Just like that infamous day almost a decade ago now, I will always remember where I was and what I was doing when I learned that Osama bin Laden had been killed. As I was watching hockey highlights, my roommate yelled to me, “We got bin Laden! People’s Facebook statuses are going crazy right now!”
I ran into the room, turned on the news, and watched NBC’s coverage of the announcement that, and I saw that, yes indeed, we had finally taken care of bin Laden. Now the pretty unanimous feeling about the event was (and still is) a euphoric one, with college campuses erupting with choruses of “God Bless America,” and politicians releasing statements about the great work of the U.S. Special Forces and the leadership of President Obama.
But for me, I didn’t immediately feel the need to burst into sudden rejoicing like the rest of the country over the death of the mastermind of 9/11, who had killed almost 3,000 Americans on our own soil. To tell you the truth, I felt an almost somber feeling.
I think I felt like this because I did not understand what it meant right away. The man we killed over the weekend was not the same man he was almost 10 years ago, the one behind the attacks on 9/11. I’m not saying he somehow was void of his responsibility for them anymore, but rather that his significance had certainly been lowered. Bin Laden may have been the figure head, the face of al-Qaeda, but he was not calling the shots of the terrorist network at the time of his death, nor had he been for nearly a year.
He was nothing more than a symbol when he was killed in his max-security compound in Pakistan. Terrorism did not suffer a heavy blow, it was nothing more than a moral victory for a nation that was wronged by him. But what is important, why this may be the biggest news story of the year, and perhaps even since 9/11 or the Iraq War, is that his death marks the end of an era.
It seems like yesterday that Mr. Kerwin, my social studies teacher in grammar school, broke the news to our sixth grade class that our country had been attacked. It was the beginning of the age of modern terrorism, the new terrifying global reality. Osama bin Laden had taken over the “most evil man in the world” title. Terms like “jihad” and “militant Islam” were thrown into everyday vocabulary, often misunderstood and causing much harm. It was an entirely foreign and frightening experience for Americans.
What bin Laden’s death doesn’t signify is the avenging of those he killed. In fact I’m sure he felt that if he was killed, he would have felt even more glorified, more infamous, which is exactly what he would have wanted. Americans avenged the death of those 3,000 people themselves by soldiering on after 9/11, and not giving in to the fear that he tried to instill in us. That was our revenge.

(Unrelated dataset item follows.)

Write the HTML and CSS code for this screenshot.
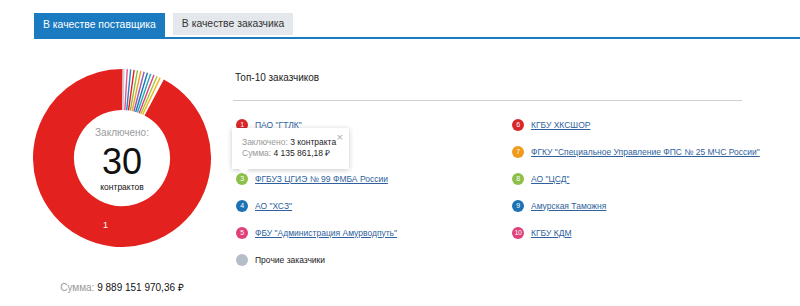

What his death does signify is the end of the post-9/11 era. Terrorism is not new and foreign to us anymore. Just like the Red Scare faded into the past, the initial frightening blow of what bin Laden had accomplished is now done. That chapter of American history has been closed. May God bless America not for killing one evil man, but for what she has endured for the past ten years, and that she shows the same bravery and resiliency in whatever the future holds.